ワンルームに居場所を重ねる

design / 設計のこと

ワンルームに居場所を重ねる

この家には、家族の気配がゆるやかに重なる、ひと続きの空間があります。

約30帖のLDKは、ただ広いだけではありません。床の素材が変わるところ、視線が抜ける窓辺、天井の高さが少しだけ変化する場所。そんなさりげない違いが、空間にいくつもの居場所をつくり出しています。


ふかふかのカーペットに腰をおろした瞬間に感じる、やわらかな安心感。

ふと見ると、お兄ちゃんが段差に腰かけて本を読み、奥ではお母さんが本棚の前でくつろいでいる。

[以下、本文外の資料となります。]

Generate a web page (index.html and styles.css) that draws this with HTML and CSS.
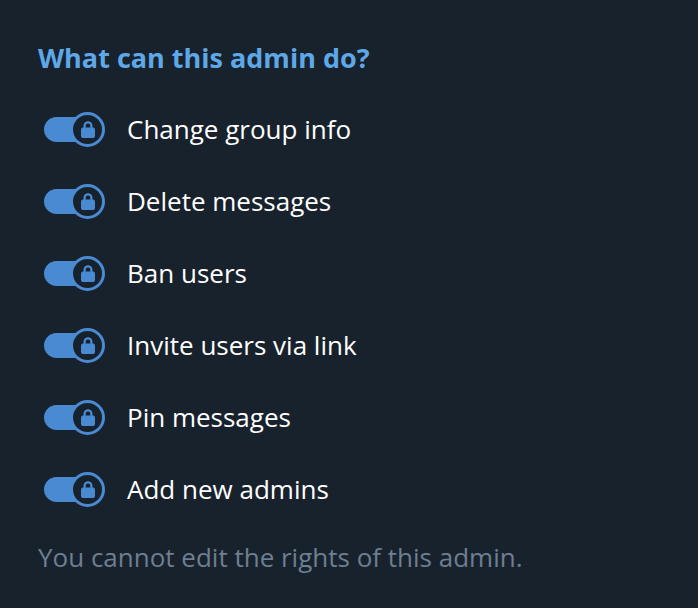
FILE: index.html
```html
<!DOCTYPE html>
<html>
<head>
<meta charset="utf-8">
<link rel="stylesheet" href="styles.css">
</head>
<body>
<div class="panel">
  <h2 class="title">What can this admin do?</h2>
  <ul class="rights">
    <li class="right"><span class="toggle"><span class="track"></span><span class="knob"><svg viewBox="0 0 20 20" class="lock"><path d="M6.6 9V6.8a3.4 3.4 0 0 1 6.8 0V9" fill="none" stroke="currentColor" stroke-width="2.2"/><rect x="3" y="8.6" width="14" height="10.4" rx="2" fill="currentColor"/></svg></span></span><span class="label">Change group info</span></li>
    <li class="right"><span class="toggle"><span class="track"></span><span class="knob"><svg viewBox="0 0 20 20" class="lock"><path d="M6.6 9V6.8a3.4 3.4 0 0 1 6.8 0V9" fill="none" stroke="currentColor" stroke-width="2.2"/><rect x="3" y="8.6" width="14" height="10.4" rx="2" fill="currentColor"/></svg></span></span><span class="label">Delete messages</span></li>
    <li class="right"><span class="toggle"><span class="track"></span><span class="knob"><svg viewBox="0 0 20 20" class="lock"><path d="M6.6 9V6.8a3.4 3.4 0 0 1 6.8 0V9" fill="none" stroke="currentColor" stroke-width="2.2"/><rect x="3" y="8.6" width="14" height="10.4" rx="2" fill="currentColor"/></svg></span></span><span class="label">Ban users</span></li>
    <li class="right"><span class="toggle"><span class="track"></span><span class="knob"><svg viewBox="0 0 20 20" class="lock"><path d="M6.6 9V6.8a3.4 3.4 0 0 1 6.8 0V9" fill="none" stroke="currentColor" stroke-width="2.2"/><rect x="3" y="8.6" width="14" height="10.4" rx="2" fill="currentColor"/></svg></span></span><span class="label">Invite users via link</span></li>
    <li class="right"><span class="toggle"><span class="track"></span><span class="knob"><svg viewBox="0 0 20 20" class="lock"><path d="M6.6 9V6.8a3.4 3.4 0 0 1 6.8 0V9" fill="none" stroke="currentColor" stroke-width="2.2"/><rect x="3" y="8.6" width="14" height="10.4" rx="2" fill="currentColor"/></svg></span></span><span class="label">Pin messages</span></li>
    <li class="right"><span class="toggle"><span class="track"></span><span class="knob"><svg viewBox="0 0 20 20" class="lock"><path d="M6.6 9V6.8a3.4 3.4 0 0 1 6.8 0V9" fill="none" stroke="currentColor" stroke-width="2.2"/><rect x="3" y="8.6" width="14" height="10.4" rx="2" fill="currentColor"/></svg></span></span><span class="label">Add new admins</span></li>
  </ul>
  <p class="note">You cannot edit the rights of this admin.</p>
</div>
</body>
</html>
```
FILE: styles.css
```css
html, body {
  margin: 0;
  padding: 0;
  background: #18222d;
  height: 100%;
}
.panel {
  padding: 42px 0 0 38px;
  font-family: "Open Sans", "Liberation Sans", sans-serif;
}
.title {
  margin: 0;
  font-size: 27px;
  line-height: 32px;
  font-weight: 700;
  color: #5fa8e8;
}
.rights {
  list-style: none;
  margin: 19px 0 0 0;
  padding: 0;
}
.right {
  height: 72px;
  display: flex;
  align-items: center;
  padding-left: 6px;
}
.toggle {
  position: relative;
  width: 61px;
  height: 35px;
  flex: none;
  display: flex;
  align-items: center;
}
.track {
  width: 46px;
  height: 25px;
  border-radius: 13px;
  background: #4a8ad3;
}
.knob {
  position: absolute;
  right: 0;
  top: 0;
  width: 29px;
  height: 29px;
  border: 3px solid #4a8ad3;
  border-radius: 50%;
  background: #18222d;
  display: flex;
  align-items: center;
  justify-content: center;
  color: #4a8ad3;
}
.lock {
  width: 20px;
  height: 20px;
}
.label {
  margin-left: 22px;
  padding-bottom: 1px;
  font-size: 26px;
  line-height: 32px;
  color: #ffffff;
}
.note {
  margin: 16px 0 0 0;
  font-size: 26px;
  line-height: 32px;
  color: #6d7f90;
}
```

お互いの存在を感じながら、それぞれにとって心地よい時間が流れています。

この空間は、はじめから3つのゾーンを重ねるように設計されています。

ダイニングキッチン、リビング、子供室。

それぞれの場所を壁で仕切るのではなく、床の高さや天井のかかり方、家具の配置によって

「つながりながら、ゆるやかに分かれる」構成にしています。

まるで重なったレイヤーの中に、気配の濃淡を織り込んでいくような設計です。

訪れたときに印象的だったのは、窓辺の小上がりで遊ぶ子どもたちと、それを少し離れたソファから見守る親御さんの姿。

声は届く距離にありながら、お互いがちょうどいい間合いでいられることが、暮らしを心地よいものにしているのだと感じました。

大きなワンルームを、どう心地よく使っていくか。

家具で仕切るのではなく、床や天井、本棚の構成によって“感じる境界”をつくっていく。

そんな設計の工夫が、住まう人のリズムに寄り添いながら、日々の風景を少しずつ豊かにしてくれるのだと思います。